Tuesday, April 21, 2009

S. Hawking...better


"Stephen Hawking expected to make full recovery"

Doctors say condition of scientist, 67, is improving after he was taken to hospital 'very ill'

by

Ian Sample and Robert Booth

April 21st, 2009

guardian.co.uk

The family of physicist Stephen Hawking said today they were looking forward to him making a full recovery after he fell ill and was admitted to hospital yesterday.

Hawking, 67, was taken by ambulance to Addenbrooke's hospital, Cambridge, for tests after he fell "very ill", but his condition appears to have improved and he was said to be in a "comfortable" condition today.

"Professor Hawking is being kept in for observation at Addenbrooke's hospital this morning," a spokesman for Cambridge University said. "He is comfortable and his family is looking forward to him making a full recovery."

Hawking has been unwell for a couple of weeks, and earlier this month pulled out of a headline appearance at a science conference in Arizona to recover from a chest infection.

A Cambridge University spokesman said Hawking was still having tests for a condition that was not related to his respiratory infection, and was not life threatening.

The scientist, who rose to wider public prominence in 1988 with the publication of his bestselling A Brief History of Time, began to develop the symptoms of incurable motor neurone disease in the 1960s, gradually losing the use of his limbs and voice.

He has worked at the university's department of applied mathematics and theoretical physics for over 30 years, but is due to step down as Lucasian professor of mathematics, a post once held by Sir Isaac Newton, at the end of the academic year. It is customary to retire from the post at 67, though Hawking intends to continue as professor emeritus.

In a career spanning almost 50 years, Hawking has wrestled with some of the most puzzling questions in cosmology. With Sir Roger Penrose, at Oxford University, he used the physics of collapsing stars to argue that space and time could begin at points in the universe called "singularities".

In a lecture he gave in 2007 in honour of Nasa's 50th anniversary at George Washington University in Washington DC, Hawking suggested primitive alien life might be common.

In 2002 Hawking, one of the most recognisable figures on the streets of Cambridge, drove his high-powered wheelchair into a wall while in a rush to get into town. He broke his hip and almost missed his 60th birthday celebrations.

In 2007 he became the first disabled person to experience weightlessness aboard a Boeing 727 that replicates the freefall conditions of being in orbit. The plane, which flew from Nasa's Cape Canaveral site in Florida, performed eight steep dives over the Atlantic, allowing the physicist to float freely for 25-second spells.

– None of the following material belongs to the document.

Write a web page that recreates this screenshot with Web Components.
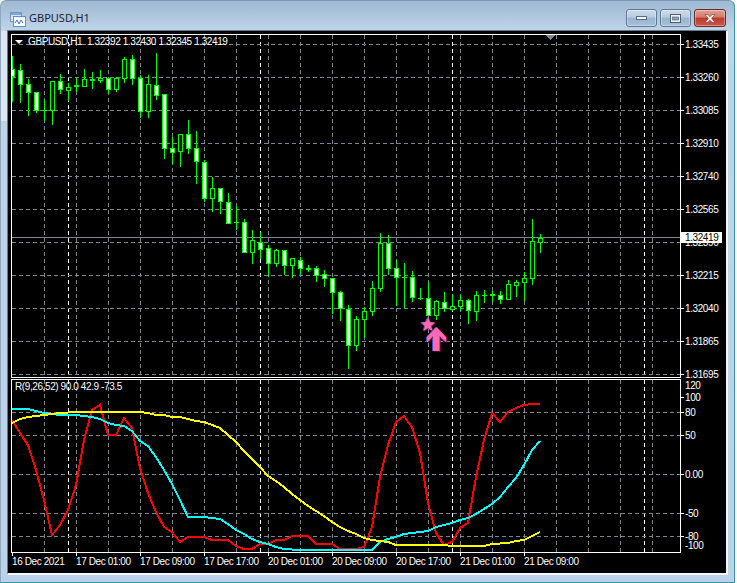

Hawking has since signed up to fly to the edge of space next year as one of Sir Richard Branson's first space tourists aboard the Virgin Galactic spacecraft.

His progressive disease has left Hawking reliant upon a computer screen and a voice synthesiser to communicate. His cultural reach has led to appearances in The Simpsons, Futurama and Star Trek: The Next Generation.

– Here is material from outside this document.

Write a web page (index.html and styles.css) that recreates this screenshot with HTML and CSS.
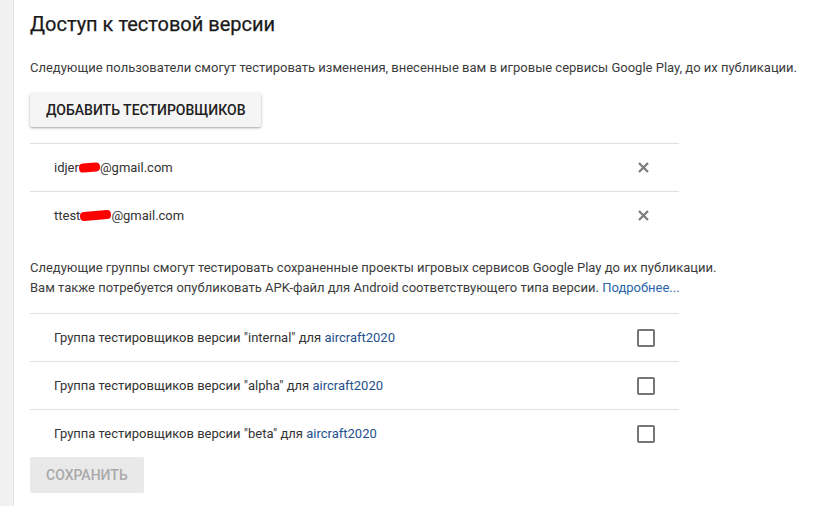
FILE: index.html
```html
<!DOCTYPE html>
<html lang="ru">
<head>
<meta charset="utf-8">
<title>Доступ к тестовой версии</title>
<link rel="stylesheet" href="styles.css">
</head>
<body>
<div class="page">
  <aside class="rail"></aside>
  <main class="content">
    <h1 class="title">Доступ к тестовой версии</h1>
    <p class="text">Следующие пользователи смогут тестировать изменения, внесенные вам в игровые сервисы Google Play, до их публикации.</p>
    <button class="btn-raised" type="button">Добавить тестировщиков</button>
    <ul class="list">
      <li class="row">
        <span class="email">idjer<span class="redact r1"></span>@gmail.com</span>
        <span class="remove"><svg width="11" height="11" viewBox="0 0 11 11"><path d="M1 1L10 10M10 1L1 10" stroke="#7a7a7a" stroke-width="2.2"/></svg></span>
      </li>
      <li class="row">
        <span class="email">ttest<span class="redact r2"></span>@gmail.com</span>
        <span class="remove"><svg width="11" height="11" viewBox="0 0 11 11"><path d="M1 1L10 10M10 1L1 10" stroke="#7a7a7a" stroke-width="2.2"/></svg></span>
      </li>
    </ul>
    <p class="text text2">Следующие группы смогут тестировать сохраненные проекты игровых сервисов Google Play до их публикации.<br>Вам также потребуется опубликовать APK-файл для Android соответствующего типа версии. <a class="more" href="#">Подробнее...</a></p>
    <ul class="list groups">
      <li class="row"><span class="label">Группа тестировщиков версии "internal" для <span class="app">aircraft2020</span></span><span class="check"></span></li>
      <li class="row"><span class="label">Группа тестировщиков версии "alpha" для <span class="app">aircraft2020</span></span><span class="check"></span></li>
      <li class="row"><span class="label">Группа тестировщиков версии "beta" для <span class="app">aircraft2020</span></span><span class="check"></span></li>
    </ul>
    <button class="btn-disabled" type="button" disabled>Сохранить</button>
  </main>
</div>
</body>
</html>
```

FILE: styles.css
```css
* { box-sizing: border-box; }
html, body { margin: 0; padding: 0; background: #fff; }
body {
  font-family: Roboto, "Liberation Sans", Arial, sans-serif;
  color: #333;
  width: 835px;
  height: 506px;
  overflow: hidden;
}
.page {
  display: flex;
  min-height: 506px;
}
.rail {
  width: 14px;
  flex: none;
  background: #f1f1f1;
  border-right: 1px solid #e4e4e4;
}
.content {
  flex: 1;
  padding: 0 0 0 16px;
}
.title {
  margin: 10px 0 0;
  font-size: 20px;
  line-height: 28px;
  font-weight: 400;
  color: #1a1a1a;
  -webkit-text-stroke: 0.25px #1a1a1a;
}
.text {
  margin: 20px 0 0;
  font-size: 13px;
  line-height: 20px;
  color: #3c3c3c;
}
.btn-raised {
  display: block;
  margin-top: 15px;
  height: 34px;
  padding: 0 16px;
  border: none;
  border-radius: 2px;
  background: #f5f5f5;
  box-shadow: 0 1px 3px rgba(0,0,0,0.3), 0 1px 1px rgba(0,0,0,0.08);
  font-family: inherit;
  font-size: 14px;
  font-weight: 500;
  color: #212121;
  text-transform: uppercase;
}
.list {
  list-style: none;
  margin: 16px 0 0;
  padding: 0;
  width: 649px;
}
.row {
  display: flex;
  align-items: center;
  justify-content: space-between;
  height: 48px;
  border-top: 1px solid #e0e0e0;
  padding: 0 24px;
  font-size: 13px;
  color: #333;
}
.email { display: inline-flex; align-items: center; }
.redact {
  display: inline-block;
  height: 9px;
  background: #ff0000;
  border-radius: 4px;
  transform: rotate(-5deg);
}
.r1 { width: 21px; }
.r2 { width: 31px; }
.remove {
  width: 11px;
  height: 11px;
  margin-right: 6px;
  display: flex;
}
.text2 { margin-top: 19px; }
.more { color: #2a64ab; text-decoration: none; }
.groups { margin-top: 15px; }
.app { color: #24508d; }
.check {
  width: 18px;
  height: 18px;
  border: 2px solid #757575;
  border-radius: 2px;
}
.btn-disabled {
  display: block;
  height: 36px;
  padding: 0 16px;
  border: none;
  border-radius: 2px;
  background: #e9e9e9;
  font-family: inherit;
  font-size: 14px;
  font-weight: 500;
  color: #a9a9a9;
  text-transform: uppercase;
}
```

Motor neurone diseases steadily destroy the nerves that control muscles. Doctors usually give patients three years to live after their first symptoms appear. Hawking, who is thought to have amyotrophic lateral sclerosis (ALS), is one of the world's longest-surviving MND patients and has round-the-clock care from a team of nurses.

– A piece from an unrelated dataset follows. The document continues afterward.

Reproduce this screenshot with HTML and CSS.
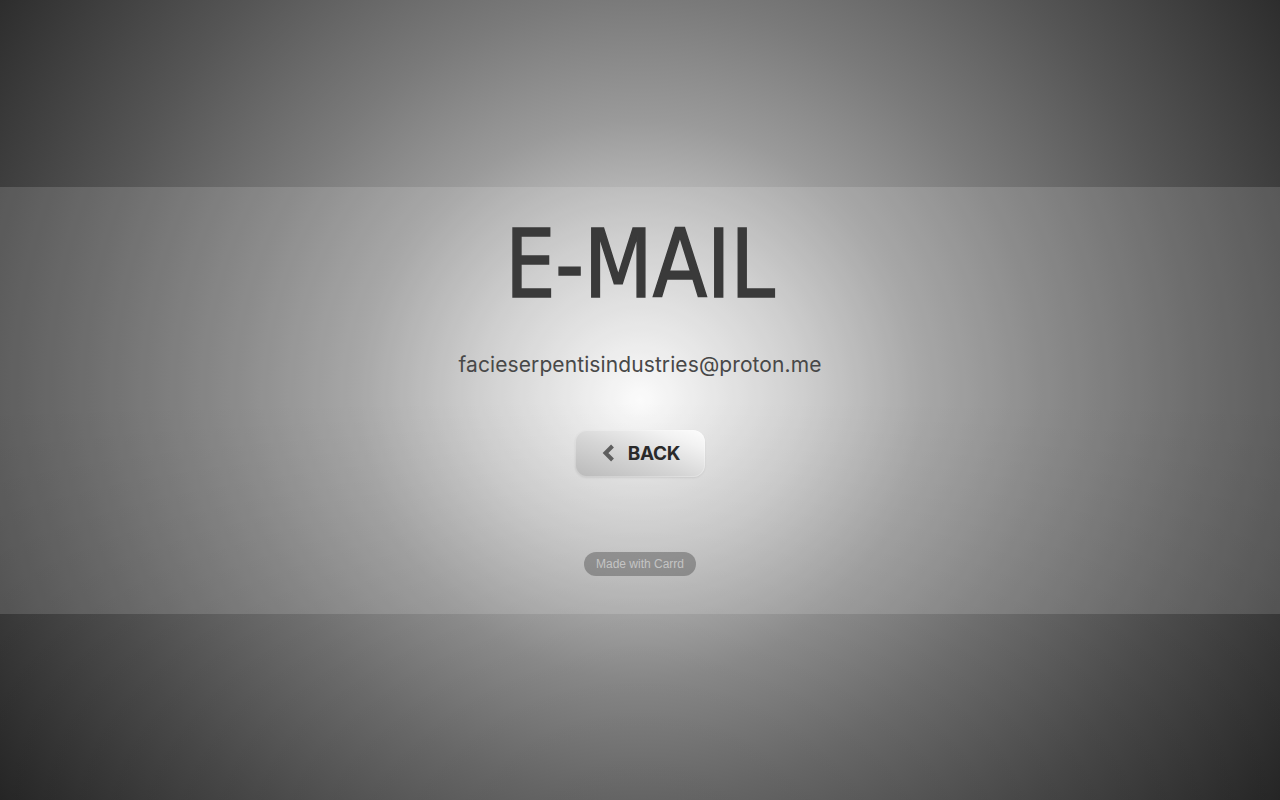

Brian Dickie, director of research at the Motor Neurone Disease Association, said only 5% of people diagnosed with ALS survive for 10 years or longer. Hawking "is at the extreme end of the scale when it comes to survival", Dickie said.

Peter Haynes, head of the department of applied mathematics and theoretical physics, said: "Professor Hawking is a remarkable colleague. We all hope he will be amongst us again soon."

Hawking was born in Oxford and grew up in St Albans, Hertfordshire. He studied at Oxford University before moving to Cambridge to carry out research in cosmology. He was awarded the CBE in 1982, made a Companion of Honour in 1989 and is a fellow of the Royal Society.